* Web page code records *
⁂
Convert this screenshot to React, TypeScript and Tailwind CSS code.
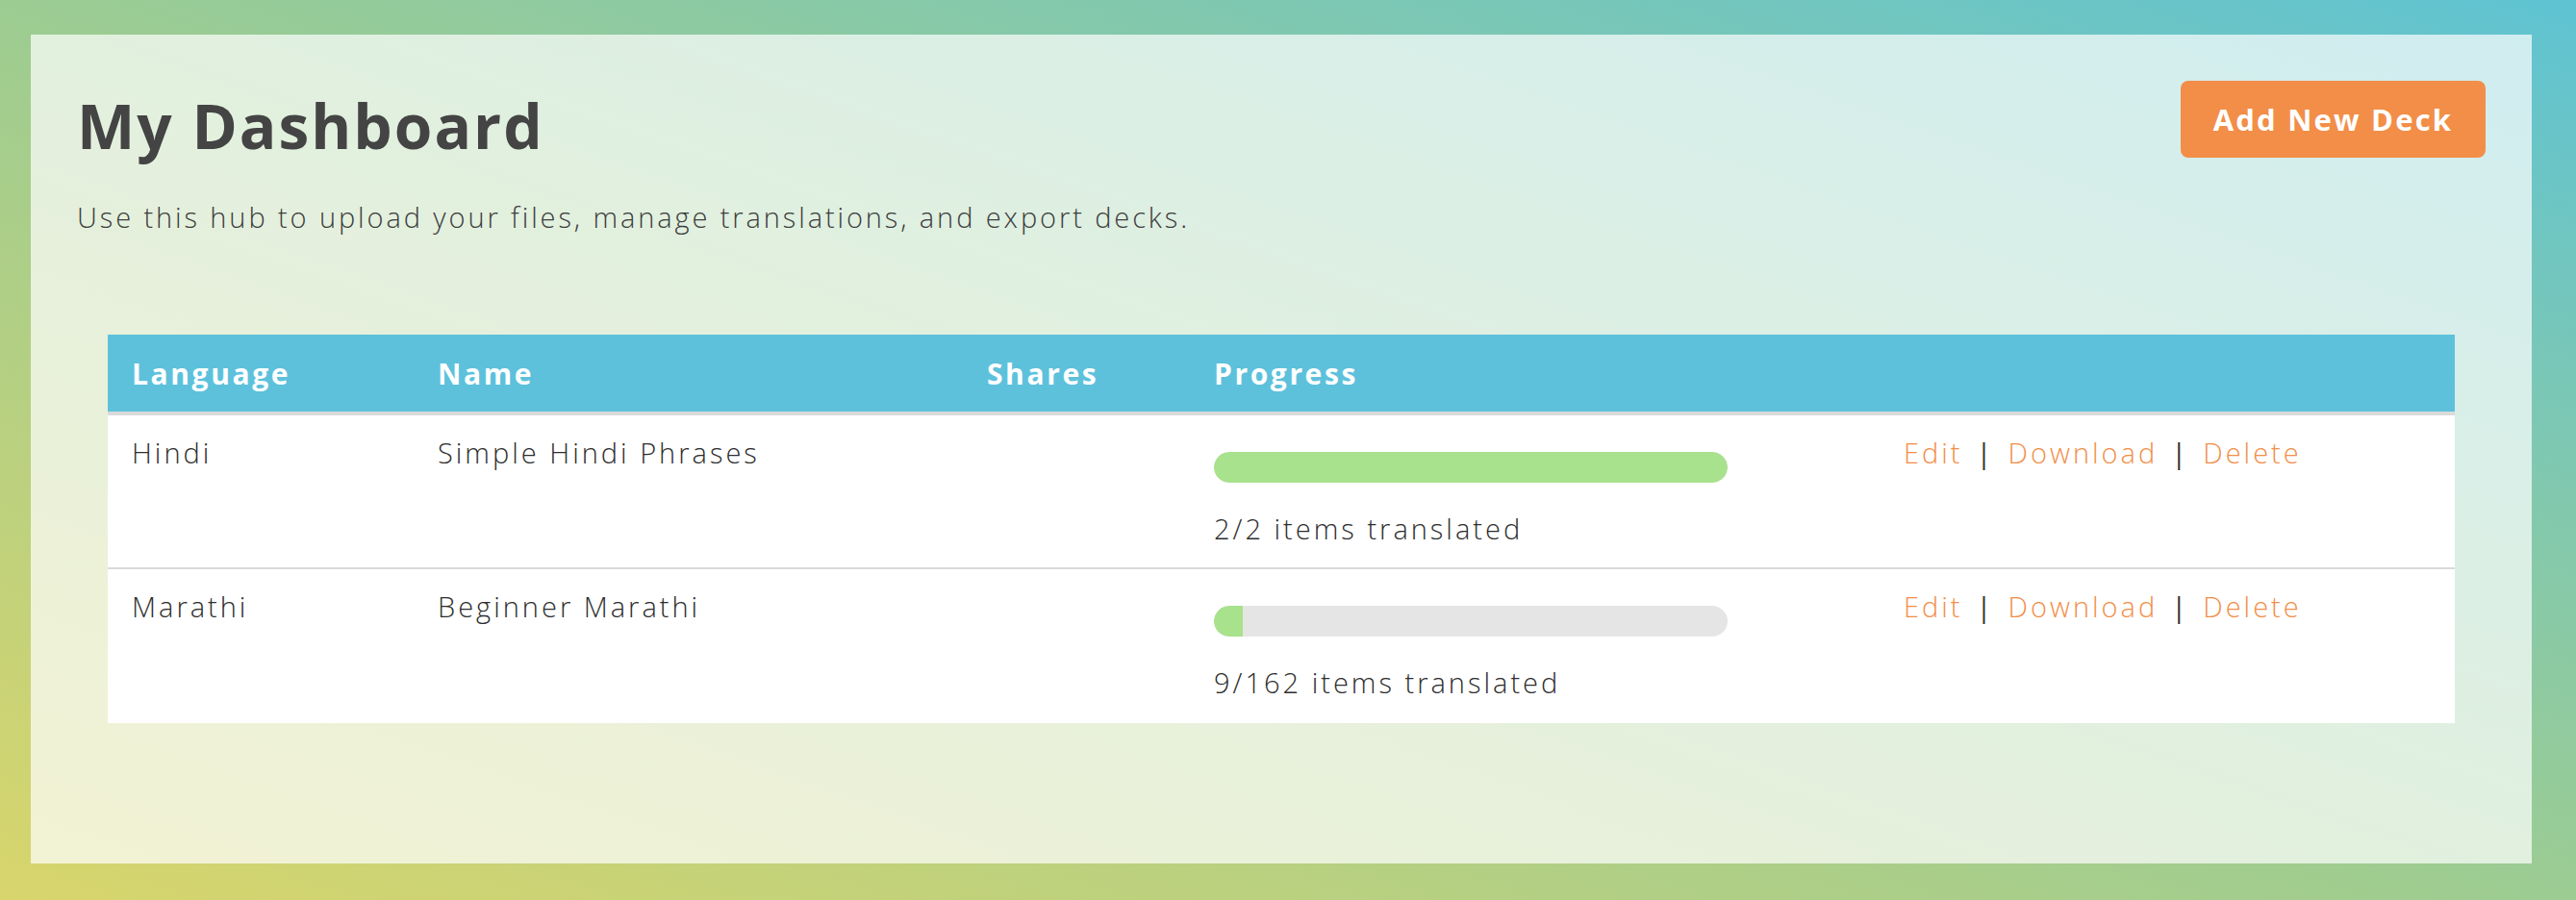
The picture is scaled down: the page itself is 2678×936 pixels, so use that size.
const decks = [
  { language: 'Hindi', name: 'Simple Hindi Phrases', done: 2, total: 2 },
  { language: 'Marathi', name: 'Beginner Marathi', done: 9, total: 162 },
];

const cols = 'grid grid-cols-[318px_571px_236px_717px_1fr]';

const App = () => {
  return (
    <div
      className="w-[2678px] h-[936px] bg-[linear-gradient(to_top_right,#d8d56c_0%,#9ccc92_50%,#5fc3d2_100%)] pt-[36px] pl-[32px] pr-[46px] pb-[38px]"
      style={{ fontFamily: '"Open Sans", "Liberation Sans", sans-serif' }}
    >
      <div className="h-full bg-white/70 px-[48px] pt-[48px]">
        <div className="flex items-start justify-between">
          <div>
            <h1 className="text-[64px] leading-[72px] font-bold text-[#444] pt-[11px] tracking-[2px]">My Dashboard</h1>
            <p className="mt-[39px] text-[29px] leading-[40px] font-light text-[#3d3d3d] tracking-[2.9px]">
              Use this hub to upload your files, manage translations, and export decks.
            </p>
          </div>
          <button className="h-[80px] w-[317px] rounded-[8px] bg-[#f28e48] text-white text-[31px] font-bold tracking-[2.2px]">
            Add New Deck
          </button>
        </div>

        <div className="mt-[102px] mx-[32px] bg-white">
          <div className={`${cols} h-[80px] items-center bg-[#5dc1dc] border-b-[4px] border-[#dadada] box-content text-white text-[30px] font-bold tracking-[2.6px]`}>
            <div className="pl-[25px]">Language</div>
            <div className="pl-[25px]">Name</div>
            <div className="pl-[25px]">Shares</div>
            <div className="pl-[25px]">Progress</div>
            <div />
          </div>
          {decks.map((d, i) => (
            <div
              key={d.name}
              className={`${cols} h-[160px] text-[29px] leading-[42px] font-light text-[#2e2e2e] tracking-[3px] ${i === 0 ? 'border-b-[2px] border-[#dadada]' : ''}`}
            >
              <div className="pl-[25px] pt-[18px]">{d.language}</div>
              <div className="pl-[25px] pt-[18px]">{d.name}</div>
              <div className="pl-[25px] pt-[18px]" />
              <div className="pl-[25px] pt-[38px]">
                <div className="w-[534px] h-[32px] rounded-full bg-[#e5e5e5] overflow-hidden">
                  <div
                    className={`h-full bg-[#a8e28c] ${d.done === d.total ? 'rounded-full' : 'rounded-l-full'}`}
                    style={{ width: `${(d.done / d.total) * 100}%` }}
                  />
                </div>
                <div className="mt-[27px]">
                  {d.done}/{d.total} items translated
                </div>
              </div>
              <div className="pl-[25px] pt-[18px] flex gap-[14px]">
                <a className="text-[#f28e48]">Edit</a>
                <span className="text-[#333] font-normal">|</span>
                <a className="text-[#f28e48]">Download</a>
                <span className="text-[#333] font-normal">|</span>
                <a className="text-[#f28e48]">Delete</a>
              </div>
            </div>
          ))}
        </div>
      </div>
    </div>
  );
};

export default App;
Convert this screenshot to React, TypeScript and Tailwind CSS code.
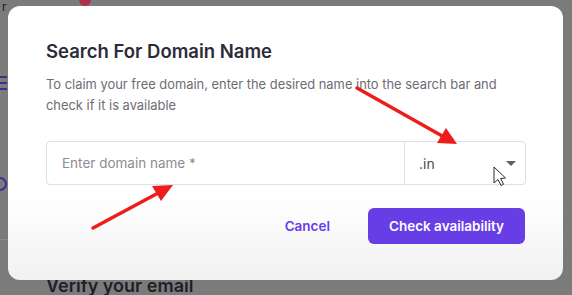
function Arrows() {
  return (
    <svg className="pointer-events-none absolute inset-0" width="572" height="295" viewBox="0 0 572 295">
      {/* arrow pointing at the input */}
      <line x1="93" y1="228" x2="160" y2="192" stroke="#ee1c1c" strokeWidth="3.5" strokeLinecap="round" />
      <polygon points="173,185 152,186 161,201" fill="#ee1c1c" />
      {/* arrow pointing at the extension select */}
      <line x1="357" y1="88" x2="444" y2="137" stroke="#ee1c1c" strokeWidth="3.5" strokeLinecap="round" />
      <polygon points="457,144 446,128 437,143" fill="#ee1c1c" />
      {/* mouse pointer */}
      <path
        d="M494 167 L494 183 L498 179.5 L501 185.5 L503.5 184.3 L500.6 178.5 L505.5 178 Z"
        fill="#ffffff"
        stroke="#2b2b2b"
        strokeWidth="1"
        strokeLinejoin="round"
      />
    </svg>
  );
}

export default function App() {
  return (
    <div className="relative h-[295px] w-[572px] overflow-hidden bg-[#7b7b7b] font-['Inter',sans-serif]">
      {/* Page behind the dialog */}
      <div className="flex h-full flex-col">
        <div className="flex h-[14px] items-start gap-[72px] pl-[2px] pt-[1px]">
          <span className="text-[12px] leading-[12px] text-[#222]">r</span>
          <span className="mt-[-7px] h-[12px] w-[12px] rounded-full bg-[#b0304a]" />
        </div>
        <div className="mt-[62px] flex w-[7px] flex-col gap-[4px]">
          <span className="h-[2px] bg-[#3d2e8c]" />
          <span className="h-[2px] bg-[#3d2e8c]" />
          <span className="h-[2px] bg-[#3d2e8c]" />
        </div>
        <div className="mt-[87px] h-[14px] w-[7px] rounded-r-full border-2 border-l-0 border-[#3d2e8c]" />
        <div className="mt-[48px] h-px w-[10px] bg-[#8a8a8a]" />
        <div className="mt-auto pl-[46px] text-[18px] font-semibold leading-[18px] text-[#1e1e28]">
          Verify your email
        </div>
      </div>

      {/* Dialog */}
      <div className="absolute left-[8px] top-[6px] h-[274px] w-[555px] rounded-[12px] bg-gradient-to-b from-white from-70% to-[#f1f1f1] px-[38px] pt-[33px]">
        <h2 className="text-[18.5px] font-semibold leading-[24px] text-[#2c2c38]">Search For Domain Name</h2>
        <p className="mt-[11px] w-[480px] text-[12.9px] leading-[21px] text-[#6d6d75]">
          To claim your free domain, enter the desired name into the search bar and check if it is available
        </p>

        <div className="mt-[25px] flex h-[44px] w-[480px] rounded-[4px] border border-[#dedee3] bg-white">
          <div className="flex flex-1 items-center pl-[15px] text-[13.5px] text-[#8c8c94]">Enter domain name *</div>
          <div className="flex w-[121px] items-center justify-between border-l border-[#dedee3] pl-[14px] pr-[7px] text-[14px] text-[#4a4a55]">
            <span>.in</span>
            <svg width="10" height="5" viewBox="0 0 10 5" className="mr-[2px]">
              <polygon points="0,0 10,0 5,5" fill="#5f5f68" />
            </svg>
          </div>
        </div>

        <div className="mt-[23px] flex items-center justify-end gap-[38px]">
          <button className="text-[13.5px] font-semibold text-[#673de6]">Cancel</button>
          <button className="h-[36px] w-[157px] rounded-[6px] bg-[#673de6] text-[13.5px] font-semibold text-white">
            Check availability
          </button>
        </div>
      </div>

      <Arrows />
    </div>
  );
}
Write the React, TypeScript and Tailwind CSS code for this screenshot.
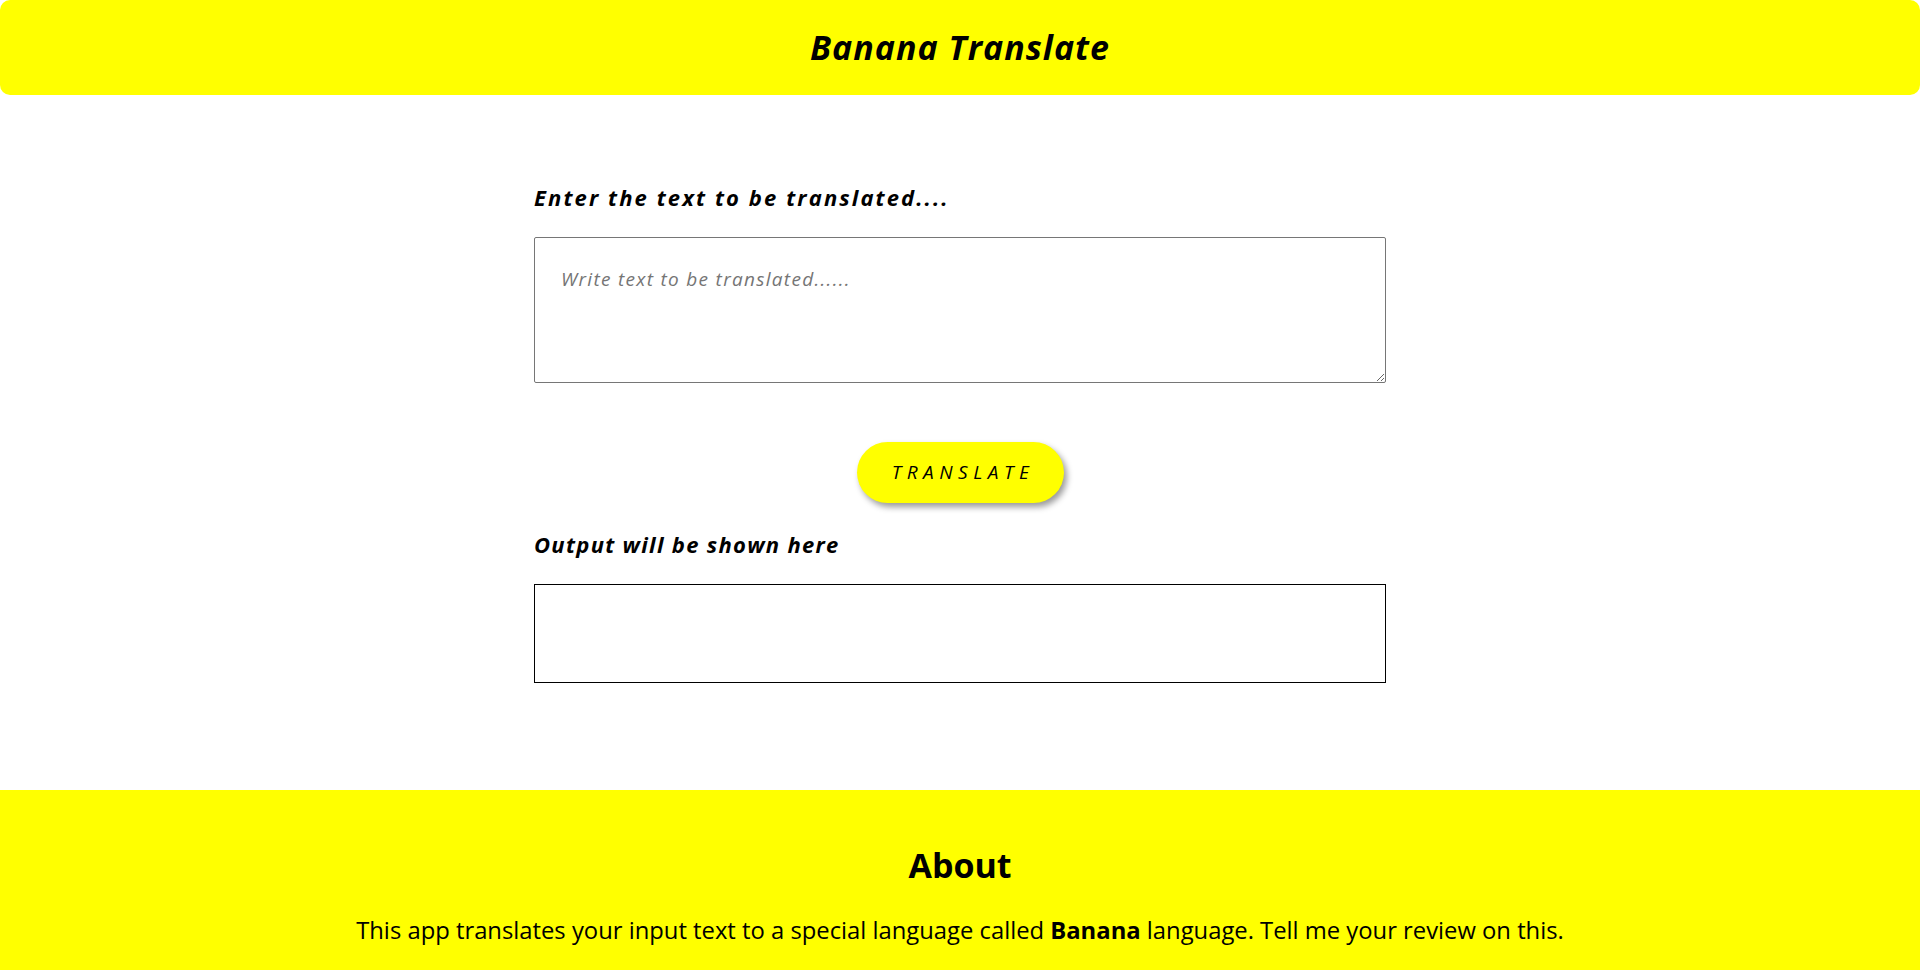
import { useState } from "react";

const font = { fontFamily: '"Comic Sans MS", "Open Sans", "DejaVu Sans", sans-serif' };

export default function App() {
  const [text, setText] = useState("");
  const [output, setOutput] = useState("");

  const handleTranslate = () => {
    setOutput(text);
  };

  return (
    <div className="min-h-screen bg-white text-black" style={font}>
      <header className="h-[95px] bg-[#ffff00] rounded-[10px] flex items-center justify-center">
        <h1 className="text-[34px] font-bold italic tracking-[1px]">Banana Translate</h1>
      </header>

      <main className="w-[852px] mx-auto pt-[88px] pb-[107px] flex flex-col">
        <label htmlFor="input" className="text-[22px] leading-[28px] font-bold italic tracking-[2.1px]">
          Enter the text to be translated....
        </label>
        <textarea
          id="input"
          value={text}
          onChange={(e) => setText(e.target.value)}
          placeholder="Write text to be translated......"
          className="mt-[26px] h-[146px] w-full border border-[#767676] rounded-[2px] px-[26px] pt-[27px] pb-[20px] text-[19px] italic tracking-[1.3px] placeholder:text-[#757575] outline-none"
          style={font}
        />
        <button
          onClick={handleTranslate}
          className="mt-[59px] self-center w-[207px] h-[61px] rounded-full bg-[#ffff00] pl-[6px] text-[19px] italic tracking-[5.5px] shadow-[3px_4px_6px_rgba(0,0,0,0.4)]"
          style={font}
        >
          TRANSLATE
        </button>
        <h3 className="mt-[27px] text-[22px] leading-[28px] font-bold italic tracking-[1.3px]">
          Output will be shown here
        </h3>
        <div className="mt-[26px] h-[99px] w-full border border-black p-4 text-[18px]">{output}</div>
      </main>

      <footer className="bg-[#ffff00] pt-[55px] pb-[60px] text-center">
        <h2 className="text-[34px] leading-[40px] font-bold">About</h2>
        <p className="mt-[30px] text-[23.8px] leading-[30px]">
          This app translates your input text to a special language called <strong>Banana</strong> language. Tell me
          your review on this.
        </p>
      </footer>
    </div>
  );
}
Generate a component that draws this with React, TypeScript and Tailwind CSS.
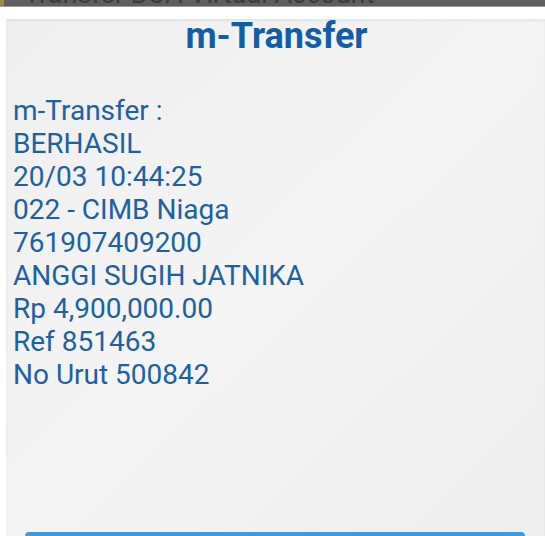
export default function App() {
  const lines = [
    "m-Transfer :",
    "BERHASIL",
    "20/03 10:44:25",
    "022 - CIMB Niaga",
    "761907409200",
    "ANGGI SUGIH JATNIKA",
    "Rp 4,900,000.00",
    "Ref 851463",
    "No Urut 500842",
  ]

  return (
    <div className="w-[545px] h-[536px] overflow-hidden bg-white flex flex-col font-['Roboto',sans-serif]">
      <div className="h-[6px] bg-[#5e5e5e] relative overflow-hidden shrink-0">
        <span className="absolute left-[24px] top-[-17px] text-[27px] leading-[22px] text-[#3b3b3b] whitespace-nowrap">
          Transfer BCA Virtual Account
        </span>
        <span className="absolute left-0 top-0 w-[4px] h-[6px] bg-[#a08a3c]"></span>
      </div>
      <div className="h-[1px] bg-[#9a9a9a] shrink-0"></div>
      <div className="h-[12px] shrink-0"></div>
      <div className="flex-1 ml-[6px] bg-gradient-to-br from-[#efefef] via-[#f4f4f4] to-[#eeeeee] shadow-[inset_0_2px_3px_rgba(0,0,0,0.06)] flex flex-col">
        <h1 className="text-center text-[36px] leading-[34px] font-bold text-[#135da6] pl-[2px]">m-Transfer</h1>
        <div className="mt-[41px] pl-[7px] text-[#1d60a4] text-[28px] leading-[33px]">
          {lines.map(line => (
            <div key={line}>{line}</div>
          ))}
        </div>
        <div className="flex-1"></div>
        <div className="ml-[19px] mr-[20px] h-[4px] rounded-t-[14px] bg-[#3d9ae0]"></div>
      </div>
    </div>
  )
}
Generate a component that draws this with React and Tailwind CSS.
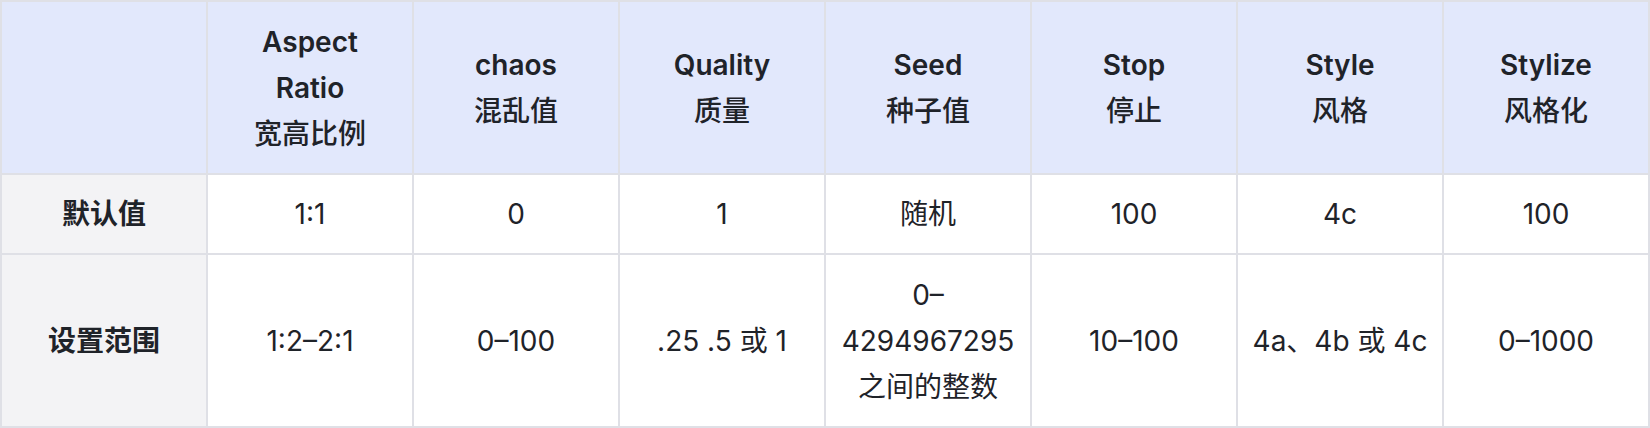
⁂
* WHAT IS NEEDED *
Reproduce, word for word, every line from the start of the records down to and including the line with "const cols = 'grid"; skip the pictures.

* FINAL RESULT *
Convert this screenshot to React, TypeScript and Tailwind CSS code.
The picture is scaled down: the page itself is 2678×936 pixels, so use that size.
const decks = [
  { language: 'Hindi', name: 'Simple Hindi Phrases', done: 2, total: 2 },
  { language: 'Marathi', name: 'Beginner Marathi', done: 9, total: 162 },
];

const cols = 'grid grid-cols-[318px_571px_236px_717px_1fr]';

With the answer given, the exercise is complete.